Whereas Jawbone makes the controls as minimalist as possible, foxL's are kind of all over the place -- the power switch and volume buttons are on the back, there are charging and 3.5mm jacks on either side, and we actually had to consult the manual to find the context-sensitive Bluetooth button -- it's actually buried underneath that tiny LED in the front. Still, the extra jacks add flexibility to the foxL, as you can charge it from either a mini-USB cable or the included wall wart, and the second 3.5mm mini-jack can drive an external subwoofer if you happen to have one lying around. The foxL's even got a pair of slots for camera straps on either side, so you could theoretically hang it from your neck like a jam pumpin' gangsta chain. (No, we didn't test that out.) It's also nice to see that the foxL's screws are readily accessible -- if or when the Jambox's lithium-ion battery ever dies, you'll have to send it back to Jawbone for replacement, but it looks like you might be able to swap the foxL's battery out.
Of course, none of the above comparisons matter if the foxL can't hold its own when it comes to quality sound... but we were surprised to find that in most every test, the foxL came out on top. Though neither the Jambox nor the foxL do terribly well at maximum volume, introducing unwelcome distortion into our movies and tunes, the foxL v2 generated noticeably richer and fuller audio, and a wider soundscape too. With Jawbone's product, it always felt like our favorite artists were trapped in a box, their sound trying to escape, but the Soundmatters device reduces that feeling by providing a smidgen of stereo separation, and from better exposed speakers that get that sound out in the open. The foxL also produces a bit more bass at lower volumes, which adds some depth to tunes, but you can't turn it up quite as loud as the Jambox before the music gets too distorted to comfortably listen to.

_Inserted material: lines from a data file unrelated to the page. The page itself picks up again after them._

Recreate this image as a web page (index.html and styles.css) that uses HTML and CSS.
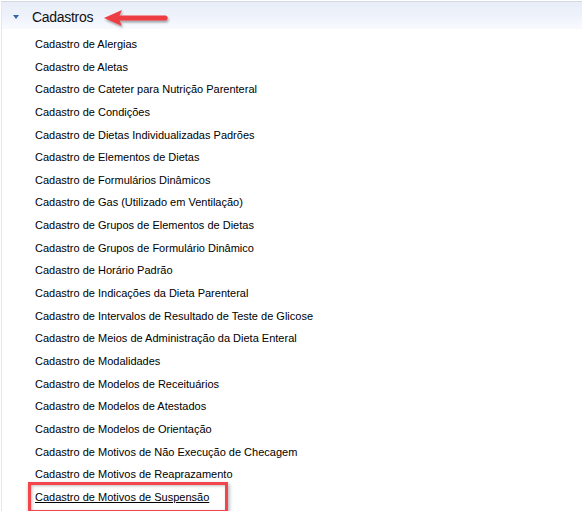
FILE: index.html
```html
<!DOCTYPE html>
<html lang="pt-BR">
<head>
<meta charset="utf-8">
<title>Cadastros</title>
<link rel="stylesheet" href="styles.css">
</head>
<body>
<div class="panel">
  <div class="header">
    <span class="caret"></span>
    <span class="title">Cadastros</span>
    <svg class="arrow" width="74" height="26" viewBox="0 0 74 26" aria-hidden="true">
      <defs>
        <filter id="sh" x="-20%" y="-50%" width="140%" height="200%">
          <feDropShadow dx="1" dy="2" stdDeviation="1.3" flood-color="#000" flood-opacity="0.35"/>
        </filter>
      </defs>
      <g filter="url(#sh)">
        <path d="M2 11 L20 3 L17.5 8.5 L64 8.5 Q67.5 11 64 13.5 L17.5 13.5 L20 19 Z" fill="#ee3c42"/>
      </g>
    </svg>
  </div>
  <ul class="list">
    <li>Cadastro de Alergias</li>
    <li>Cadastro de Aletas</li>
    <li>Cadastro de Cateter para Nutrição Parenteral</li>
    <li>Cadastro de Condições</li>
    <li>Cadastro de Dietas Individualizadas Padrões</li>
    <li>Cadastro de Elementos de Dietas</li>
    <li>Cadastro de Formulários Dinâmicos</li>
    <li>Cadastro de Gas (Utilizado em Ventilação)</li>
    <li>Cadastro de Grupos de Elementos de Dietas</li>
    <li>Cadastro de Grupos de Formulário Dinâmico</li>
    <li>Cadastro de Horário Padrão</li>
    <li>Cadastro de Indicações da Dieta Parenteral</li>
    <li>Cadastro de Intervalos de Resultado de Teste de Glicose</li>
    <li>Cadastro de Meios de Administração da Dieta Enteral</li>
    <li>Cadastro de Modalidades</li>
    <li>Cadastro de Modelos de Receituários</li>
    <li>Cadastro de Modelos de Atestados</li>
    <li>Cadastro de Modelos de Orientação</li>
    <li>Cadastro de Motivos de Não Execução de Checagem</li>
    <li>Cadastro de Motivos de Reaprazamento</li>
    <li class="active"><span class="link">Cadastro de Motivos de Suspensão</span></li>
  </ul>
</div>
</body>
</html>
```

FILE: styles.css
```css
html, body {
  margin: 0;
  padding: 0;
  background: #ffffff;
}

body {
  font-family: "Liberation Sans", Arial, sans-serif;
  color: #000;
  overflow: hidden;
}

.panel {
  margin: 1px 0 0 1px;
  border-top: 1px solid #d3d9e3;
  border-left: 1px solid #e3e8f0;
  height: 510px;
  box-sizing: border-box;
}

.header {
  position: relative;
  height: 27px;
  display: flex;
  align-items: center;
  background: linear-gradient(to bottom, #e8edf8 0%, #eef2fa 50%, #f8fafe 100%);
}

.caret {
  width: 0;
  height: 0;
  margin-left: 11px;
  margin-top: 2px;
  border-left: 3.5px solid transparent;
  border-right: 3.5px solid transparent;
  border-top: 4px solid #2f65a8;
}

.title {
  margin-left: 13px;
  margin-top: 2px;
  font-size: 14px;
  letter-spacing: -0.3px;
  color: #111;
}

.arrow {
  position: absolute;
  left: 100px;
  top: 5px;
}

.list {
  list-style: none;
  margin: 0;
  padding: 4px 0 0 33px;
}

.list li {
  height: 22.65px;
  line-height: 22.65px;
  font-size: 11px;
  white-space: nowrap;
}

.list li.active {
  position: relative;
}

.link {
  text-decoration: underline;
}

.list li.active::after {
  content: "";
  position: absolute;
  left: -7px;
  top: -4px;
  width: 194px;
  height: 25px;
  border: 3.5px solid #f2464c;
  box-shadow: 1px 2px 4px rgba(0, 0, 0, 0.35), inset 1px 1px 3px rgba(0, 0, 0, 0.25);
}
```
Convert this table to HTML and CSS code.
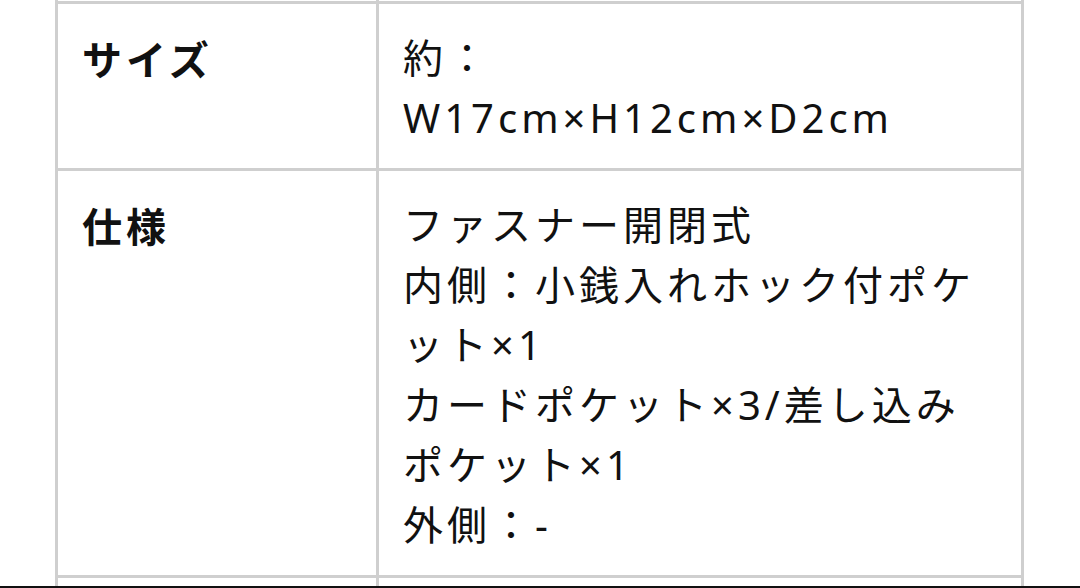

If the foxL generally sounds better, than what did Jawbone actually add to the equation? Three things: Bluetooth know-how, updatable firmware... and a bit more battery life, too. The latter is the clearest win for the Jambox, as it lasted roughly 40 percent longer in our maximum drain test -- running at full blast, streaming Pandora over Bluetooth, the Jambox lasted five hours, while the foxL v2 managed only three and a half. The Jambox also has about five extra feet of Bluetooth range, as we could walk that much farther from our connected phone before audio became distorted. If you're looking for a portable speakerphone, though, the foxL's definitely a better one, as though Jawbone's NoiseAssassin noise-canceling algorithms were indeed far better at squelching unwanted sounds (completely muting a running faucet such that our caller couldn't tell it was there) it also had trouble picking up our voice unless it was directly in front of our face, while the foxL had no such trouble. With Soundmatters' unit, we were able to move about the room unhindered without raising our volume once, even as those listening to us through the Jambox continually begged us to speak up. Sound quality on our end was slightly improved with the foxL as well.
To tell the truth, we're plenty pleased with the Jambox and foxL v2, and it's only in close comparison between the two that we were able to detect where one or the other came out on top -- both are potent, portable replacements for crappy in-built speakers, and honestly, neither
makes for a terribly good speakerphone -- though the foxL definitely has a leg up. If you already bought one or the other, the grass really isn't greener enough on the other side of the hill to warrant another purchase, but if you've got $200 burning a hole in your pocket, the choice will depend entirely on who you're trying to impress. The Jambox has an unmistakable cool factor that makes it the life of the party, pumping out jams nonstop, but if you're playing for an audience with critically attuned ears, you can't beat the original.